Consumer Protection Act on exclusion of implied warranties in consumer agreements

The Sale of Goods Act, Cap 31 Laws of Kenya (SOG Act) and the Consumer Protection Act, Cap 501 laws of Kenya (CPA) govern the framework for the sale of goods and the protection of consumer rights, respectively. Both statutes address implied warranties and conditions relating to the quality and fitness of goods, as well as the extent to which such warranties can be excluded by contract. This alert explores how these two acts interact, particularly in the context of consumer transactions

14 May 2025 3 min read Corporate & Commercial Law Alert Article

At a glance

  • The Sale of Goods Act, Cap 31 Laws of Kenya (SOG Act) and the Consumer Protection Act, Cap 501 Laws of Kenya (CPA) govern the framework for the sale of goods and the protection of consumer rights, respectively.
  • The CPA creates a statutory safety net that shields consumers from unfair contractual terms and presumed imbalances in bargaining power and appears to take away the flexibility afforded by the SOG Act.
  • Businesses must be mindful of the conflict between the two acts and should structure their consumer agreements accordingly to remain compliant and avoid legal risk.

The SOG Act defines a contract of sale broadly to include an agreement to sell or a sale. On the other hand, the CPA defines a consumer agreement as an agreement between a supplier and a consumer in which the supplier agrees to supply goods or services for payment. A consumer agreement under the CPA can qualify as a contract of sale under the SOG Act, as the definition of a contract of sale in the SOG Act does not distinguish between consumer and non-consumer parties.
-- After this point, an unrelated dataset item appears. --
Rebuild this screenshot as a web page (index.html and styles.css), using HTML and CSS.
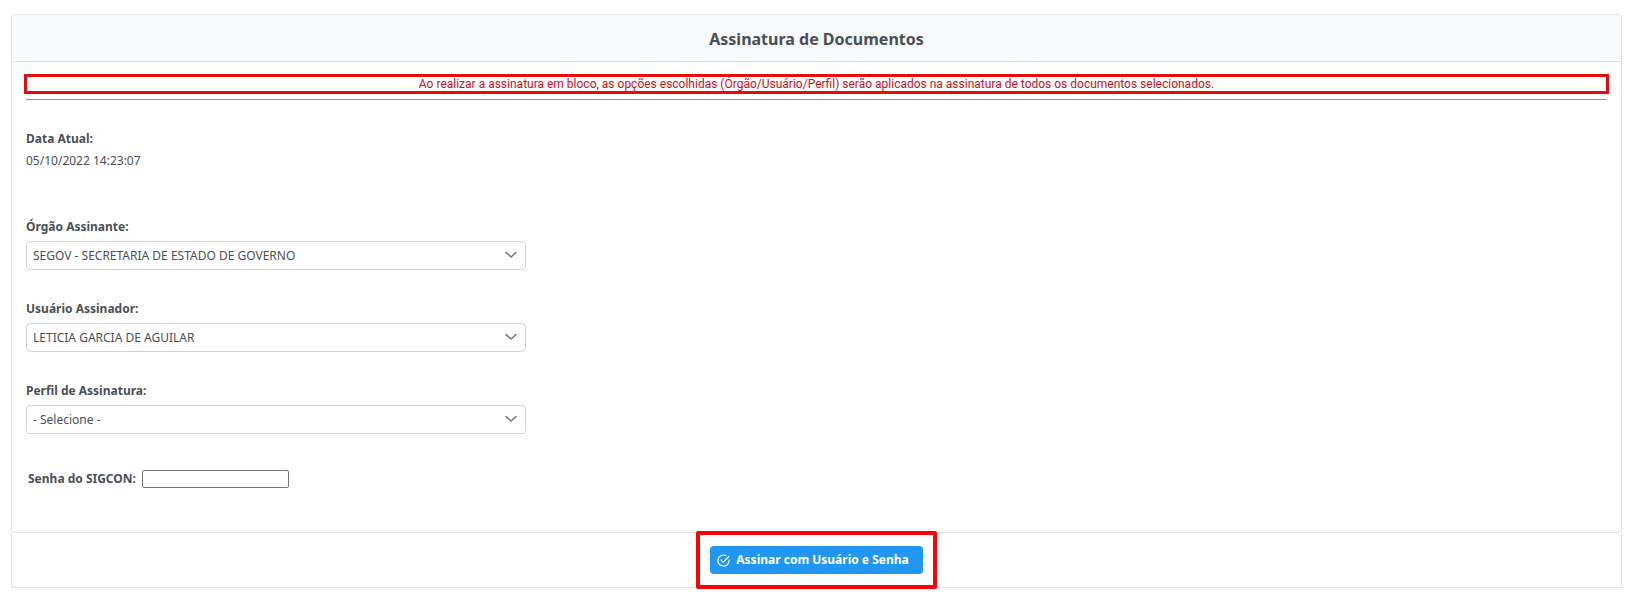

According to the CPA, a consumer is a person to whom goods or services are marketed in the ordinary course of the supplier’s business, a person who enters into a transaction with a supplier in the ordinary course of the supplier’s business (unless the transaction is exempt), or a user or recipient of the goods or services and a franchisee, where applicable under the CPA.

Section 14 of the SOG Act sets out certain implied warranties in relation to every contract of sale, unless the parties agree to vary or exclude them. It provides that there is an implied condition that the seller has the right to sell the goods (or will have such right when property passes) and an implied warranty that the buyer will enjoy quiet possession and that the goods are free from encumbrances.

Section 16 further sets out the circumstances under which implied warranties or conditions as to the quality or fitness of goods may arise in a contract of sale. As a general rule, there is no implied warranty or condition that goods will be fit for a particular purpose or of satisfactory quality except in certain prescribed cases.

The SOG Act allows parties to contract out of certain implied terms in consumer agreements. The purpose of this exclusion is to uphold the principle of freedom to contract, which recognises that parties are presumably on equal footing and are best placed to assess, allocate risks and negotiate terms as they see fit.

There is now tension between this right to exclude implied warranties and the prohibition to exclude contained in the CPA. The CPA states in section 5 that a supplier is deemed to warrant that goods or services provided in a consumer agreement are of reasonably merchantable quality. Importantly, the CPA states that any attempt to exclude or vary implied warranties or conditions in a consumer agreement, whether under the SOG Act or the CPA itself, is void. A consumer agreement containing such a provision would potentially be declined enforceability.

The CPA creates a statutory safety net that shields consumers from unfair contractual terms and presumed imbalances in bargaining power and appears to take away the flexibility afforded by the SOG Act.

Businesses must be mindful of the conflict between the two acts and should structure their consumer agreements accordingly to remain compliant and avoid legal risk.